Small population: a double-edged sword

Candina Doucette on life in Digby

9 years ago
Duration 0:41
Doucette plans to become teacher and stay in Digby because it's easier to get a job there than in the Annapolis Valley, another rural area where she'd like to live.

Candina Doucette, reunion organizer extraordinaire, is taking her undergraduate degree at Acadia University in Wolfville and living in Digby. That's a three-hour round trip. 

"My husband has work here. We have family here. We have a house and a mortgage here."

Doucette plans to become teacher and stay in Digby because it's easier to get a job there than in the Annapolis Valley, another rural area where she'd like to live.  

"I believe it's easier to get a job here in Digby because there's not the population, so by representation there's going be less teachers, less of any profession really. I think that that's why it's easier to find a job."  

But smaller population is a double-edged sword that's resulted in changes at her daughter's elementary school.

"When I was in the same elementary school that she's going to right now, there were three classes for every grade level," she says.

"And the level she's at right now, there's a split English and a split immersion. So collectively there might be enough to make one class. So we're definitely feeling it.

"It surprises me that it's that dramatic of a change, but it doesn't surprise me because if you haven't grown up here and you're not from here, there really isn't a whole lot to attract young families to come and stay here."

'Friends and family'

Emma Bell-Carruthers and Henry Carruthers would like to raise their daughter in Digby, but that might not happen. (Natalie Dobbin/CBC)

Morgan Oikle works for the Department of Natural Resources as a junior forest analyst. He now lives in Truro but works in Shubenacadie. 

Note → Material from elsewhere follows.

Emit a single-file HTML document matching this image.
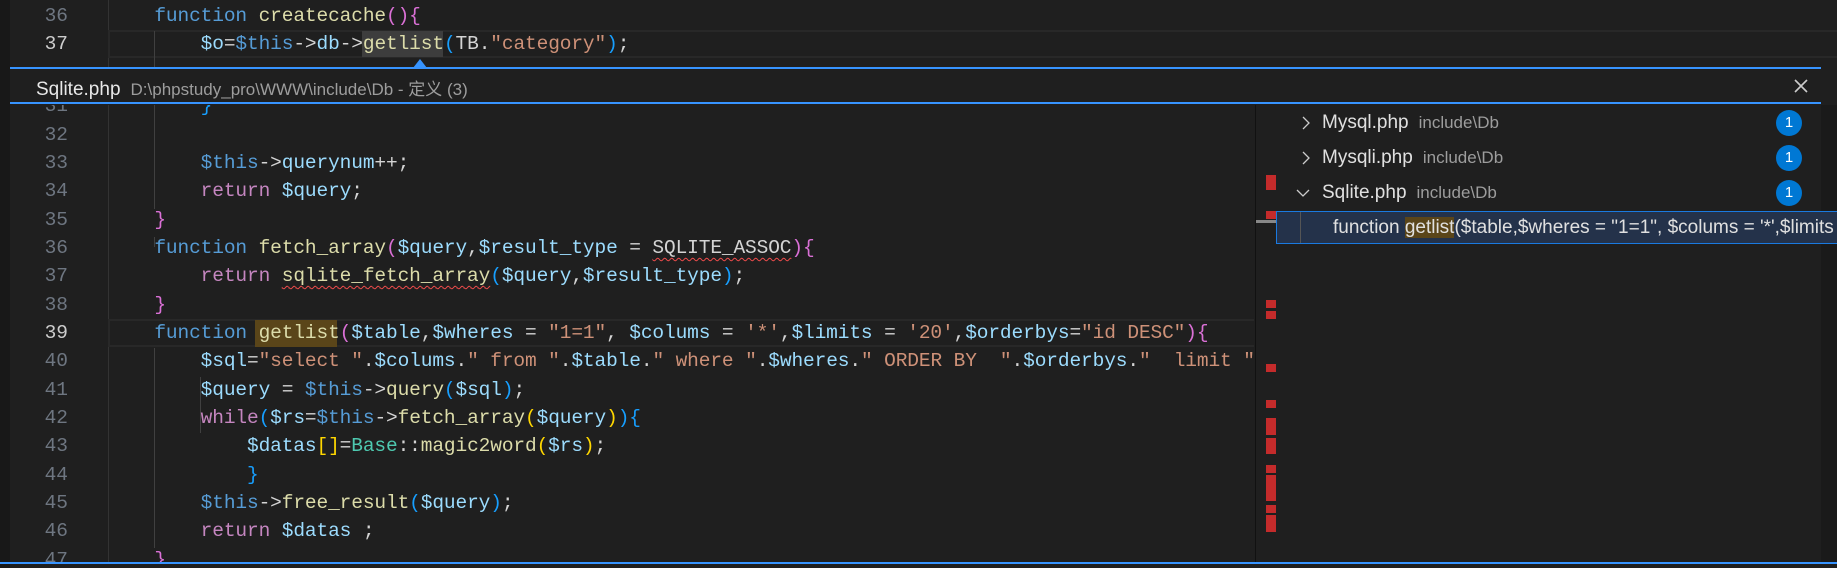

Oikle took forestry at the University of New Brunswick and then decided to return to Nova Scotia. 

And why does he stay?

"Family and friends," Oickle says. "Probably the same thing as everyone else."

Emma Bell-Carruthers is a GIS technologist/programmer in Miramichi, N.B.

"I find a lot of friends have moved away, gone out west, or to other provinces. A few have stayed here, but definitely more have gone," she said. 

Bell-Carruthers went to forestry school and planned to come back to Nova Scotia to work and start a family. "Then I met my husband at forestry school and kind of changed paths."

She went out west for a summer after she graduated, and then moved to Miramichi with her partner. They've been there ever since. 

The both work in forestry and have an 18-month-old daughter 

"Now having a daughter, I would like to be back here. [There are] just not any opportunities for both of us." 

But maybe one day? 

"It would be nice, but I definitely don't see it happening," Bell-Carruthers said. 

Awesome Calgary

'I hope to come back'

9 years ago
Duration 1:21
Sarah White loves Digby, but loves the jobs out west too.

Sarah White works in commercial construction in downtown Calgary.  

"It's awesome. It's a pretty sweet job. Something that I never, ever thought I would get into from growing up here," she says.

"I didn't think that it was even really an option, but handed my resume in one day in desperation because I loved it out there. Pretty much the last unemployment cheque I had paid for my work boots."      

Sarah White works in construction in Calgary. She says it's great, but she talks about home all the time. 

"It took me probably the four years of being in Calgary to warm up to people, get a little group of friends and actually feel at home," White said. "Here, it's not that way."

She would like to come back to Digby some day. 

"Hopefully I can set myself up where I'm in a position where I could do that. I think that's my goal, actually."